Notre siège est à Zurich, principalement parce que cette ville offre d’excellentes infrastructures, notamment son aéroport. En outre, les deux écoles polytechniques fédérales sont des sources importantes de talents. Et comme la qualité de vie est très élevée à Zurich, cela nous permet en plus d’attirer des talents de l’étranger. Pour ces raisons, sur nos 33 employés, 21 sont basés à Zurich.

Gina Domanig est Managing Partner (associée gérante) d’Emerald Technology Ventures, une entreprise qu’elle a fondée en 2000. Auparavant, elle a travaillé pour Sulzer en tant que vice-présidente senior et responsable de la planification stratégique et des fusions & acquisitions.

Gina Domanig est titulaire d’une licence en finance de l’Arizona State University. Elle a également obtenu des Masters of Business Administration (MBA) à la Thunderbird School of Global Management (Arizona) et à ESADE (Barcelone). Elle parle couramment l’anglais, l’allemand et l’espagnol.

Elle siège dans de nombreux conseils d’administration et conseils consultatifs.

Concernant l’Amérique du Nord, les start-up industrielles dans lesquelles nous investissons sont réparties sur la totalité de ce demi-continent, sans aucune concentration particulière dans la Silicon Valley. À l’instar de Zurich, nous avons choisi Toronto car cette ville est pratique et attractive.

Finalement, nous avons ouvert l’année passée un bureau à Singapour car nous souhaitons renforcer nos investissements en Asie.
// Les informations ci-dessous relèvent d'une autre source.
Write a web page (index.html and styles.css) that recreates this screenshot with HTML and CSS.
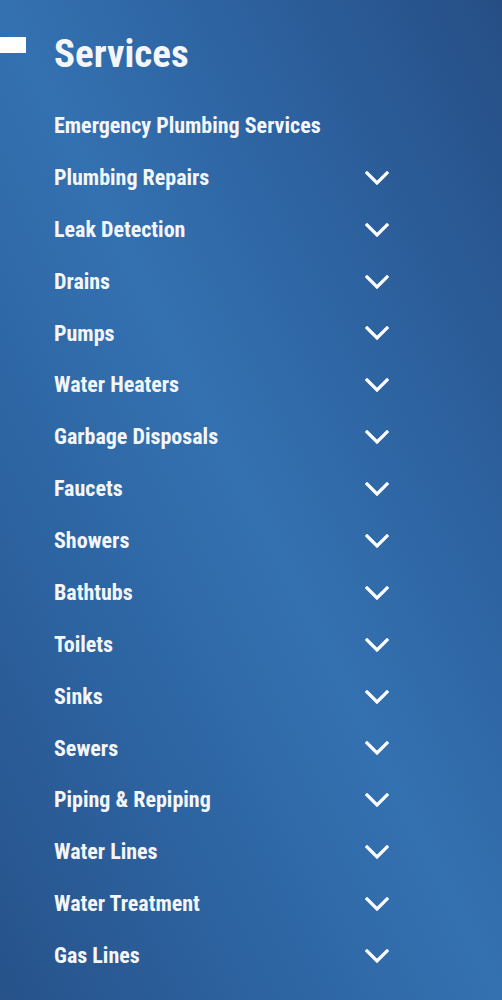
FILE: index.html
```html
<!DOCTYPE html>
<html>
<head>
  <link rel="stylesheet" href="styles.css">
</head>
<body>
  <div class="services">
    <div class="services-head">
      <span class="head-bar"></span>
      <h2 class="head-title">Services</h2>
    </div>

    <ul class="service-list">
      <li class="service-item"><span>Emergency Plumbing Services</span></li>
      <li class="service-item"><span>Plumbing Repairs</span><svg class="chevron" viewBox="0 0 24 14"><polyline points="2,2 12,12 22,2"/></svg></li>
      <li class="service-item"><span>Leak Detection</span><svg class="chevron" viewBox="0 0 24 14"><polyline points="2,2 12,12 22,2"/></svg></li>
      <li class="service-item"><span>Drains</span><svg class="chevron" viewBox="0 0 24 14"><polyline points="2,2 12,12 22,2"/></svg></li>
      <li class="service-item"><span>Pumps</span><svg class="chevron" viewBox="0 0 24 14"><polyline points="2,2 12,12 22,2"/></svg></li>
      <li class="service-item"><span>Water Heaters</span><svg class="chevron" viewBox="0 0 24 14"><polyline points="2,2 12,12 22,2"/></svg></li>
      <li class="service-item"><span>Garbage Disposals</span><svg class="chevron" viewBox="0 0 24 14"><polyline points="2,2 12,12 22,2"/></svg></li>
      <li class="service-item"><span>Faucets</span><svg class="chevron" viewBox="0 0 24 14"><polyline points="2,2 12,12 22,2"/></svg></li>
      <li class="service-item"><span>Showers</span><svg class="chevron" viewBox="0 0 24 14"><polyline points="2,2 12,12 22,2"/></svg></li>
      <li class="service-item"><span>Bathtubs</span><svg class="chevron" viewBox="0 0 24 14"><polyline points="2,2 12,12 22,2"/></svg></li>
      <li class="service-item"><span>Toilets</span><svg class="chevron" viewBox="0 0 24 14"><polyline points="2,2 12,12 22,2"/></svg></li>
      <li class="service-item"><span>Sinks</span><svg class="chevron" viewBox="0 0 24 14"><polyline points="2,2 12,12 22,2"/></svg></li>
      <li class="service-item"><span>Sewers</span><svg class="chevron" viewBox="0 0 24 14"><polyline points="2,2 12,12 22,2"/></svg></li>
      <li class="service-item"><span>Piping &amp; Repiping</span><svg class="chevron" viewBox="0 0 24 14"><polyline points="2,2 12,12 22,2"/></svg></li>
      <li class="service-item"><span>Water Lines</span><svg class="chevron" viewBox="0 0 24 14"><polyline points="2,2 12,12 22,2"/></svg></li>
      <li class="service-item"><span>Water Treatment</span><svg class="chevron" viewBox="0 0 24 14"><polyline points="2,2 12,12 22,2"/></svg></li>
      <li class="service-item"><span>Gas Lines</span><svg class="chevron" viewBox="0 0 24 14"><polyline points="2,2 12,12 22,2"/></svg></li>
    </ul>
  </div>
</body>
</html>
```

FILE: styles.css
```css
html, body {
  margin: 0;
  height: 100%;
}
body {
  background: linear-gradient(to top right, #27528a 0%, #2d64a2 28%, #3471b1 50%, #2d62a0 72%, #264e85 100%);
  color: #f4f6fa;
  font-family: "Roboto Condensed", Roboto, "Liberation Sans", sans-serif;
  font-stretch: condensed;
  font-weight: 700;
}
.services {
  padding-top: 31px;
}
.services-head {
  display: flex;
  align-items: flex-start;
}
.head-bar {
  width: 26px;
  height: 16px;
  margin-top: 6px;
  margin-right: 28px;
  background-color: #ffffff;
}
.head-title {
  margin: 0;
  font-size: 39px;
  line-height: 46px;
  font-weight: 700;
}
.service-list {
  list-style: none;
  margin: 23px 0 0;
  padding: 0 0 0 54px;
  width: 335px;
}
.service-item {
  display: flex;
  justify-content: space-between;
  align-items: center;
  height: 51.88px;
  font-size: 22px;
  line-height: 51.88px;
}
.chevron {
  width: 24px;
  height: 14px;
  fill: none;
  stroke: #ffffff;
  stroke-width: 3.2;
  stroke-linecap: square;
}
```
Nous ciblons notamment le marché japonais étant donné notre collaboration avec le groupe nippon Nabtesco.

N’avez-vous pas aussi choisi Zurich pour votre siège en considération de la forte présence dans ce canton de conglomérats et de spin-off industrielles?

En fait non. Parmi notre quarantaine de [gros] investisseurs, un seul est basé en Suisse. Et, parmi nos 70 investissements, dont vingt sont actuellement actifs, on ne dénombre qu’une start-up suisse. Comme mentionné précédemment, nous trouvons que les dirigeants des spin-off universitaires manquent d’expérience. Néanmoins, je constate une amélioration dans l’écosystème suisse des start-up. En revanche, il y a trop d’aversion au risque en Suisse. Et, du point de vue social, fonder une start-up n’est pas suffisamment bien vu.
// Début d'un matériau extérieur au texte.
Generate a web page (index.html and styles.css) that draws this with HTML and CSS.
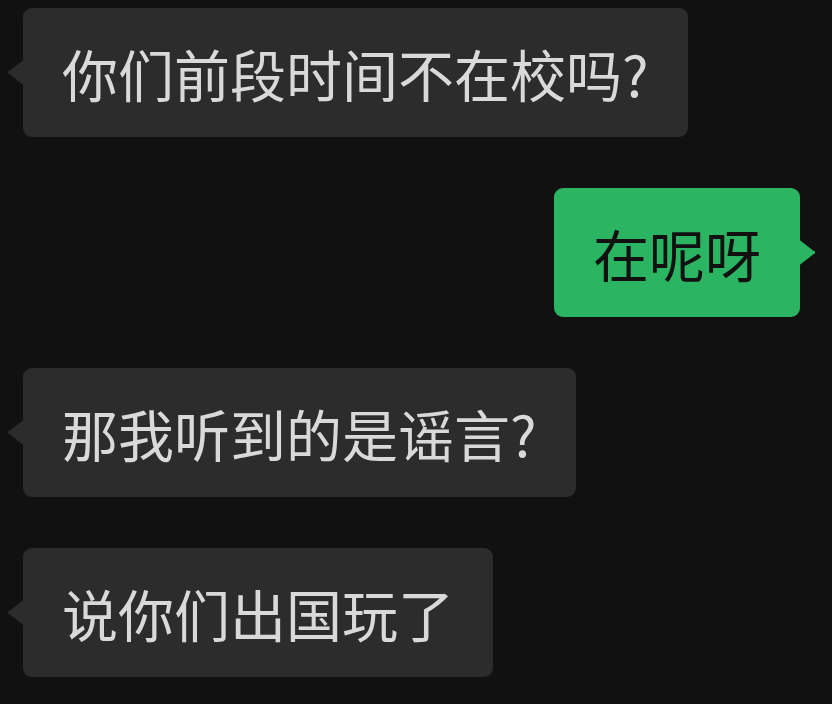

Quelles sont les compétences clés de vos collaborateurs?

Une société de capital-risque comme la nôtre doit disposer d’une collection de compétences complémentaires, notamment une bonne connaissance des différentes technologies propres, un vaste réseau relationnel ainsi qu’une grande expérience des investissements et des ventes commerciales.
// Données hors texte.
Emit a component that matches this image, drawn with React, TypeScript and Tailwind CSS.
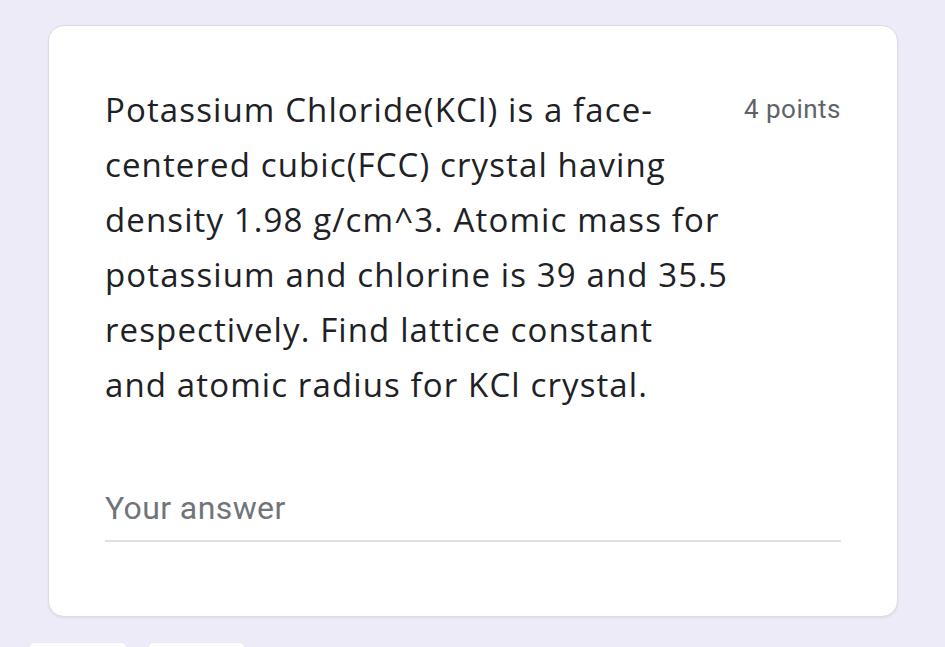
const questionLines = [
  "Potassium Chloride(KCl) is a face-",
  "centered cubic(FCC) crystal having",
  "density 1.98 g/cm^3. Atomic mass for",
  "potassium and chlorine is 39 and 35.5",
  "respectively. Find lattice constant",
  "and atomic radius for KCl crystal.",
];

export default function App() {
  return (
    <div className="h-[647px] overflow-hidden bg-[#eeebf8] pt-[25px]">
      {/* Question card */}
      <div className="mx-[48px] w-[850px] rounded-[16px] border border-[#dedbe6] bg-white px-[56px] pt-[56px] pb-[74px] shadow-[0_1px_2px_rgba(0,0,0,0.08)]">
        <div className="flex items-start justify-between">
          <div className="font-['Open_Sans',sans-serif] text-[33px] leading-[55px] tracking-[1.12px] text-[#202124]">
            {questionLines.map((line) => (
              <div key={line} className="whitespace-nowrap">
                {line}
              </div>
            ))}
          </div>
          <span className="pt-[12px] font-['Roboto',sans-serif] text-[26px] leading-[30px] tracking-[0.5px] text-[#5f6368]">
            4 points
          </span>
        </div>

        <div className="mt-[78px]">
          <div className="font-['Roboto',sans-serif] text-[32px] leading-[36px] tracking-[0.4px] text-[#70757a]">
            Your answer
          </div>
          <div className="mt-[14px] h-[2px] w-full bg-[#e0e0e0]" />
        </div>
      </div>

      {/* Buttons peeking at bottom */}
      <div className="mt-[26px] flex gap-[23px] pl-[30px]">
        <div className="h-[20px] w-[96px] rounded-[4px] bg-white shadow-[0_0_1px_rgba(0,0,0,0.15)]" />
        <div className="h-[20px] w-[95px] rounded-[4px] bg-white shadow-[0_0_1px_rgba(0,0,0,0.15)]" />
      </div>
    </div>
  );
}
Nous devons être également capables d’aider concrètement nos start-up principalement en les mettant en relation avec des clients potentiels mais également en soutenant le développement de leur organisation, de leur stratégie de la propriété intellectuelle, etc.

Vos critères d’investissement sont « un management fort, un marché potentiel attractif et des avantages compétitifs ». En quoi ces critères sont-ils spécifiques à Emerald Technology Ventures ?

Ils ne le sont sans doute pas. En tout cas, j’espère que les autres capital-risqueurs mettent également l’accent sur ces critères.

Quels sont les montants typiques de vos investissements?

Dans une première phase, nous investissons généralement trois à cinq millions d’euros par start-up mais nous gardons en réserve deux à trois fois cette somme pour des rounds subséquents. En outre, nos divers co-investisseurs mettent sur la table des montants similaires.  

Quels types de contrôle exercez-vous sur vos start-up?

Nous avons des participations minoritaires dans nos start-up même si, avec nos co-investisseurs, nous possédons parfois la majorité des droits de vote. En principe, nous siégeons au conseil d’administration de nos start-up. Plus généralement, nous sommes toujours prêts à faire ce que nous pouvons pour apporter notre soutien à nos start-up.